Helping a well founded charity step up to the next level
“David is a seasoned pro. He’s perceptive and diplomatic and leaves a lot of space for opinions in the room, while not shying away from delivering messages that might be harder to hear. It was great to have him there. The workshop enabled everyone to have their say and be heard and enabled David to challenge the assumptions or preconceptions that different people in the room had. The real jewel was his analysis of CEASE and the stage that we’re at as a charity. He really got that. He could perceive the challenges and opportunities that we face at this present time.”
Vanessa Morse, CEO, CEASE
Since it’s foundation as a charity in March 2019, CEASE, the Centre to End All Sexual Exploitation, has achieved much to be proud of, especially as a young charity in a tough economic environment. CEO Vanessa Morse describes it as an “exploratory phase”, seeking to identify where and how CEASE can make the most impact in its fight against sexual exploitation in the UK.
Having gained a clearer sense of the unique and important role CEASE can play, Vanessa felt the charity had outgrown this exploratory phase and was ready to transition into an “established charity” – one which could deliver its ambitious aims and have a lasting impact at national level.
Three areas had become bottlenecks: the operational model, governance and fundraising. The charity had been funded by two funders but hadn’t expanded its major donors beyond this. Vanessa felt that an external facilitator could help the whole Board to address some of the issues that were holding them back.
Having heard about Action Planning through ACEVO, Vanessa contacted David Saint and had an initial conversation that “opened new doors in my thinking about fundraising”. Vanessa sent David a copy of the strategy document she had prepared and asked if he would run a strategy day with a particular focus on fundraising.
The make-up of the Board – the two Founders and other good but new trustees – posed an sensitive dynamic. In order to make sure everyone felt free to have their say, David contacted them all in advance to hear their views privately and build a relationship.
This helped when it came to the strategy day itself, both in saving time on introductions and giving David a valuable insight into the feelings of everyone in the room and a sense of where CEASE was in its journey. David was able to go into the day with a strong perception of the opportunities and challenges that the charity was facing.
The content of the workshop was designed to get the Board thinking about alternative funding sources, in order to reduce the charity’s heavy dependence on two donors. This meant challenging the attendees with some important questions, interrogating their vision for the future of CEASE – growing from a “kitchen table charity” to a force to be reckoned with – how they would get there, who would do the work and how the current funders felt about bringing other donors on board. Vanessa’s strategy paper proved a valuable basis for these discussions.

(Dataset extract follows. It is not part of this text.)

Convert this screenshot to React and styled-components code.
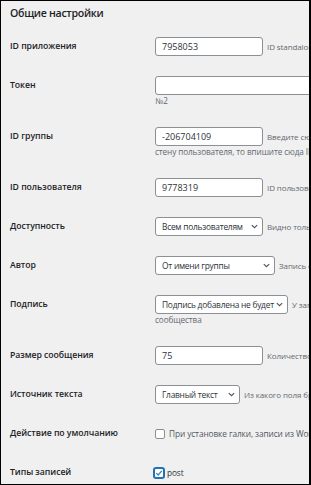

During the day David and the Board addressed the gaps in the paper, such as a Theory of Change, personnel requirements and the fundamentals of a fundraising strategy.
The strategy day increased the CEASE Board's awareness of what it will take to increase income streams, and revealed blindspots, such as who was going to do the fundraising work. In Vanessa’s words, “It definitely got us thinking.”
“The big value of it,” she added, “was in planting seeds for the trustees as to where we are going as an organisation as a whole and, therefore, what we need in terms of income generation. That takes time. This workshop created a space where all those personalities could be heard.”
Vanessa was able to begin implementing the recommendations that she had made and start recruiting senior management. Then they would be ready to move on to strategy and then fundraising. The day helped in identifying the key development points, ie the work they needed to do before they set about fundraising.
Every organisation goes through step change moments, which can be painful and tricky to navigate. Perhaps one of the most difficult is that shift from “kitchen table” charity to “established organisation", and the transition from )founder-led to staff-led (under the overall direction of the Board. It is in these step change moments that external facilitation can be so important, allowing people to voice their concerns and fears, and providing an external perspective on possible solutions.
The CEASE Board and staff team were excellent to work with – really driven and focused on the cause, and yet open-minded to what the next step might look like and how best to take that step. I have no doubt that CEASE will increasingly be a force to be reckoned with in the years ahead.